Başvuru yığılmaya başlayınca bu işin bile mafyası türedi.

İş dünyasında konuşulanları, duydukça inanamıyorum.

Mahkemenin konkordato sürecini kabul etmesi için araya bu mahkeme takiplerini yapan, ilişkileri kuran vs. çalışmaları yürüten tipler, ekipler yani bildiğin ‘Konkordato Mafyası’ türemiş.

***

Zaten özvarlıkların çeşitli gerekçelerle çekilerek yurtdışına çıkarıldığı, aile bireylerinin üzerlerindeki taşınır/taşınmaz varlıkların el değiştirilerek şirketlerin borç miktarlarının konkordato standartlarına getirilmeye çalışıldığına dair izlenimlerimiz vardı, şimdi memlekette yeni bir işkolu oluştuğunu görüyoruz.

****
Geçmişte Azerbaycan’a yaptığım bir ziyarette oradaki Türk işadamları rüşvet vermek için, rüşvet mafyasına ön rüşvet verdiklerini anlatmışlardı. Bu durumu nasıl kanıksadıklarına inanamamıştım.

Şimdi Türkiye’de borçlarını ödeme sistemine girebilmek için rüşvet veriyorsun.

***

Doğada her şey denge üzerine kurulu.
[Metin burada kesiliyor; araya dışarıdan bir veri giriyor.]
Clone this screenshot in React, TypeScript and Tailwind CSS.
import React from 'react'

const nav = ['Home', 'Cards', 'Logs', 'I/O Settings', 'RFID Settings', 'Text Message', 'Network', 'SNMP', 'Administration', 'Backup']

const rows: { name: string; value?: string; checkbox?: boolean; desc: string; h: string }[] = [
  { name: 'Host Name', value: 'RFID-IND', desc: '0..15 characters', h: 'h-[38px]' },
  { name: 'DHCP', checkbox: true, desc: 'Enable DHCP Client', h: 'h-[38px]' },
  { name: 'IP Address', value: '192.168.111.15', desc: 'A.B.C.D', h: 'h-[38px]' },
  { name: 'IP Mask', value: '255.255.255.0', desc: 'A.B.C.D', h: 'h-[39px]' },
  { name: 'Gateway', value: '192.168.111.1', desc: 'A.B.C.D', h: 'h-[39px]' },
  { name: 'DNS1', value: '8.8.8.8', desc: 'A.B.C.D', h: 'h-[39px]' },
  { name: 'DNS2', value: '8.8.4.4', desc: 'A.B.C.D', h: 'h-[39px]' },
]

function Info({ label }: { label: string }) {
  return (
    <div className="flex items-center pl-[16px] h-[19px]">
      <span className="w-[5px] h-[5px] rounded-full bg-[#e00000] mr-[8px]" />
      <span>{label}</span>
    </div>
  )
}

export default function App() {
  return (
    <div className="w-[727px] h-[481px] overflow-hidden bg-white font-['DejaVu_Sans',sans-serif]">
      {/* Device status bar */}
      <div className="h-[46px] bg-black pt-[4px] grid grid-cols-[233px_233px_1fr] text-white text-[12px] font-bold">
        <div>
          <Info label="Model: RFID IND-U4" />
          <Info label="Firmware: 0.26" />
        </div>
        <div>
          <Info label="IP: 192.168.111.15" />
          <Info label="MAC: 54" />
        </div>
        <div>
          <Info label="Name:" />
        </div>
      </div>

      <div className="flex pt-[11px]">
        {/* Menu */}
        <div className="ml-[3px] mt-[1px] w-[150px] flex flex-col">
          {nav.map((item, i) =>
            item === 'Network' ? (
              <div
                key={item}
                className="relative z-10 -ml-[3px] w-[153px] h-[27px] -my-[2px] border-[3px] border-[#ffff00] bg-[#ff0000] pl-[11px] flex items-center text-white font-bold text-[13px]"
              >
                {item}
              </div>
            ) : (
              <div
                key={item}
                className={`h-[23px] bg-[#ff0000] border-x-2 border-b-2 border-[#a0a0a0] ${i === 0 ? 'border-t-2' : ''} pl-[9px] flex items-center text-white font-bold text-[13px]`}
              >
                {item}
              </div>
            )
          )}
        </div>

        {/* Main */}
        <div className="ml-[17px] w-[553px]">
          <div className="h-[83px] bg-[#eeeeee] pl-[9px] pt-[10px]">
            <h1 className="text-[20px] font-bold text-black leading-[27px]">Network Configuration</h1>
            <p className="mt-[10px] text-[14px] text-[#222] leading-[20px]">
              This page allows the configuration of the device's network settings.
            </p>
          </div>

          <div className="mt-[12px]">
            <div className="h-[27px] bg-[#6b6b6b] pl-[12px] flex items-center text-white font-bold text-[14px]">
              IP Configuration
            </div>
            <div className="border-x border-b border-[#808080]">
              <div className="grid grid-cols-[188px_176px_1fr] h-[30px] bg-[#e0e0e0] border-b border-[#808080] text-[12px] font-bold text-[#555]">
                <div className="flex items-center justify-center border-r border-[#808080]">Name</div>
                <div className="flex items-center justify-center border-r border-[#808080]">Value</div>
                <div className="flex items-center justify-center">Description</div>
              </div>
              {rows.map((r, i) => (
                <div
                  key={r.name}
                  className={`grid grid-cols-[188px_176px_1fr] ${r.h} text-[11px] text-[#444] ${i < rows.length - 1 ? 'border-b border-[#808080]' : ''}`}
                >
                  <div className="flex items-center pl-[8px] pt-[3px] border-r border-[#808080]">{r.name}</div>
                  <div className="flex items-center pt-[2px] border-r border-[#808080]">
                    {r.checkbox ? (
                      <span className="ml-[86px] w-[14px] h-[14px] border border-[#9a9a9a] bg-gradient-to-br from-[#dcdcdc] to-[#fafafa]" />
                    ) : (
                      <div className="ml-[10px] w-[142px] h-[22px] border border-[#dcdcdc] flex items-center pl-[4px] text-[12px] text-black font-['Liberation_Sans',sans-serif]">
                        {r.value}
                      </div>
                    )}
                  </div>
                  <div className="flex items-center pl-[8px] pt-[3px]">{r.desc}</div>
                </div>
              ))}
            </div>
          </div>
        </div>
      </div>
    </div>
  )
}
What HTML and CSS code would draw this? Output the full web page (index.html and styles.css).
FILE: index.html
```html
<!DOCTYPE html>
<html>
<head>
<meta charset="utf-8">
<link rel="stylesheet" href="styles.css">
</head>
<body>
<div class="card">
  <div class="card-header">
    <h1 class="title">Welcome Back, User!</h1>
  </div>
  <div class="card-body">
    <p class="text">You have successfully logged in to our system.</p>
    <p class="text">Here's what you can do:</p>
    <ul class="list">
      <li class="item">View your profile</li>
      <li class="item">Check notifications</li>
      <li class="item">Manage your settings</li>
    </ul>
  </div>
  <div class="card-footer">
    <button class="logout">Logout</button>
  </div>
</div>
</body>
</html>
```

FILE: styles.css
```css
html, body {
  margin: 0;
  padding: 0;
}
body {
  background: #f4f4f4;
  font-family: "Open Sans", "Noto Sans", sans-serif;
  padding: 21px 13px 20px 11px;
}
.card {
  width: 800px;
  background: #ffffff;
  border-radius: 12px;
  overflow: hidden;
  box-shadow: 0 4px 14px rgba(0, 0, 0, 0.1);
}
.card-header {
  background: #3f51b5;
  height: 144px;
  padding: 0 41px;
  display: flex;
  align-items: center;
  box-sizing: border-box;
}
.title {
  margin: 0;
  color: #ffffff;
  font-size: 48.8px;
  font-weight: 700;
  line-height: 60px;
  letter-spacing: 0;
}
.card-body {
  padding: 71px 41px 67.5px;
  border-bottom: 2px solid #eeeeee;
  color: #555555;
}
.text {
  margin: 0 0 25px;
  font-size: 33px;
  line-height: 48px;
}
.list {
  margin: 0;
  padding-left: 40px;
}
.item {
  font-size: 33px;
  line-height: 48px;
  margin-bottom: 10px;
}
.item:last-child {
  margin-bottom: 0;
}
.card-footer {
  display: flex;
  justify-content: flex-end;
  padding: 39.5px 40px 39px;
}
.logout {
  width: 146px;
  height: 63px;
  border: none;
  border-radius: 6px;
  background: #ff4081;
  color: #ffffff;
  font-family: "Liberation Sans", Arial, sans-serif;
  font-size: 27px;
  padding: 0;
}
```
Sağlık dengesi bozulanlar hasta olur. Demokrasi ve adalet dengesi bozulan toplumlarda huzur kalmaz. Ekonominin görünmeyen yüzünde de dengesizlikler başlar, inanmakta zorlandığımız uygulamalar peş peşe gelir.

Şaşırmaktan da vazgeçer, kanıksar hale geliriz.

Evet sizin beklentiniz, probleminiz neydi, hangi mafyayı arzu ederdiniz?

Peş peşe itirazlar gelecek

İçinden geçtiğimiz konjonktür ne kadar tersine doğru itse de toplumsal farkındalık az biraz artıyor. Yanlışı, hırlıyı, hırsızı, arsızı, rantçıyı kanıksatmak eskisi kadar kolay değil. İnternet çağıyla okuyan, dünyanın farkında, itiraz kültürünü öğrenen bir güruh belki de en sağlam umudumuz.

Birlikte üretmek kadar birlikte karşı çıkma kültürü de zenginlik, erdem.

Hiçbir gürültüye aldanmayın, kimse hiçbir şeyi, “İsteseler de, istemeseler de” yapamayacak.

2020 böyle bir umut yarattı içimizde umarım yanılmıyoruzdur.

İzmir’in orta yerinde yapılmak istenen 146 metre yüksekliğinde Zorlu Konak Projesi’ne gösterilen kamusal itirazı hafife almayın. Elbette bu kentin çeşitli yerlerinde yatırımlar yükselecek ama geç de olsa oluşan kırmızı çizgiler de kendini belli edecek.

O değişim kim ne kadar üst perdeden bağırırsa bağırsın gelecek. Yakın zamanda Zorlu’yu, yine kent merkezini kişisel rant ölçekli yatırımlara boğacak, son kalan yeşil alanları betona açacak, kentin kalbine hançer gibi saplanacak birkaç projeye de de itirazlar gelecek. Eli kulağında.

Nedense bir umut var içimde.

Haydi 2020 bir iyilik yap ve artık ruhumuzu sıkan, bizim adımıza en iyiyi düşünen o üst aklın (!) ‘İsteseler de İstemeseler de olacak’ yaklaşımını tarihe göm.